個人競技をチームでやること

・100周年のうちの4年

 立教大学体育会テニス部は創立100年目を迎えましたが、100代100色のカラーがあったと思います。在籍できるのは引退までの4年、いや実質3年半のみです。その中で自身の代を含め4代在籍する事には大きな意味があると私は考えます。どの学年の時に、どのような役割を求められているのか?その代の先輩方、もしくは自身たちはどのようなチームを作りたいのか?この組み合わせが全く異なっているチームを4回経験できる事は将来の環境変化への対応力向上にも繋がります。

 私は今社会人1年目ですが、既に職場の環境変化が3回ありました。様々な年齢層を含む同期をまとめる事、現場で働く事、ひたすら座学、求められていることも実際に取り組むことも大きく異なっていました。その中でもなんとかやっていけているのは、テニス部での経験があったからです。

・テニス部

 テニスが個人競技というのは言うまでもありませんが、それをチームに在籍して活動するということは特殊な環境だと考えられます。なぜなら、世界を転戦しているツアープロは自身を中心にチームを組んでいるからです。錦織圭はご存知の通りマイケルチャンやIMGアカデミーのダンテコーチを中心に、フィジカルトレーナーやコンディショニングトレーナーを招聘してツアーを転戦しています。

 テニス部ではどうでしょうか?最近は女子マネージャーのサポートも頂いていますが、前提としてプレーヤーが集まってチームが結成されているという点でまず大きく異なります。また、監督コーチ陣、現役強化本部、理事会などOBOGの先輩方によるサポート組織の存在と関わり方も、プロのチームとは大きく異なる点です。
要するに、自身が強くなる為だけに活動をしているわけではないということです。自身の強化もさることながら、部内におけるリーダーシップの発揮(チーム全体の強化、学年を超えた報告連絡相談)や、多様性を学ぶ活動(ARTプロジェクト、デフテニスなど)を踏まえた、テニスを通じた人間形成がゴールです。

・私の4年間

 ただ敷かれたレールに沿っていてはゴールに辿り着くことはありません。これは私が4年間を経て得た答えです。本気で勝ちに行くこと、を前提にテニスを通じた人間形成が成されます。

 パンパンに張り詰めた中で戦い抜いた1年、色んなことに手を伸ばした2年、手を伸ばしたけどどれも中途半端な3年、注力した4年。2行で表すとこうなります。勝つ為に徹底して考え、実行し、間違っていると昇さんに詰められ、悩み、(胃が荒れ)と繰り返したのは最後の1年間だけだったと感じます。それまでは、先輩についていきつつ、本気でやっているつもり、でした。

 しかし1番良くなかったことは、やれることを全て自分でやろうとしたことです。
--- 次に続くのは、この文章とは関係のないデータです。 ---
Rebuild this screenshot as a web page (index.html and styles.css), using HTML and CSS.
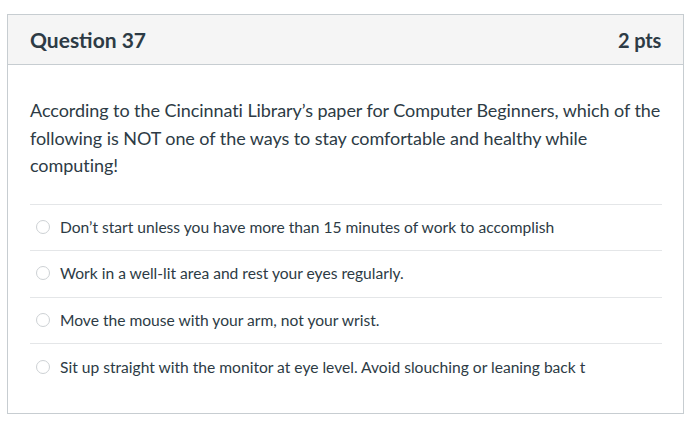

私はチームで活動していたのにも関わらず、後輩はおろか同期にすら頼らず考えたことが多かったです。1人の力は弱いです。引退したリーグ最終戦も3部3位という中途半端な結果を残し、最後まで怒鳴られ、テニス部に入部したことはおろかテニスを始めた事すら後悔しました。

・テニス部として求められていること

 当然、昇格や王座優勝と言った所属するカテゴリーの最上位を狙い、目標を達成することが求められています。それを実現するのは、チーム力の強化です。これは最も難しいことです。考え方も、プレースタイルも、性格も、ありとあらゆるものが異なる個人が集まった中でのチーム力強化です。幾度となくぶつかり合い、勝つ為の環境を皆で話し合いながら一歩ずつ進んでいくチーム。これこそが、個人競技をチームでやることの最大の意味であり、強いチームを作る方法であると考えます。

 口で言うことがとても簡単で、実現することが極めて難しいことです。テニス部を離れて考えて見えてきたことでもありますが、私はこの課題に最前線で挑戦する権利がもうありません。OBとしてサポートすることしかできません。

・最後に

 挫折の歴史は私の代だけで終わり、後世のチームが同じ思いをしないようテニス部の101周年目以降を迎えたいと思っております。

 先代の先輩方には見苦しい文章であったとは思いますが、ご容赦ください。

 同期のみんなへ、たくさん迷惑かけました、ごめんなさい。

 後輩たちへ、最後に喜べるよう結果出すまで苦しんでください。辛い時は美味しい食事をご馳走します。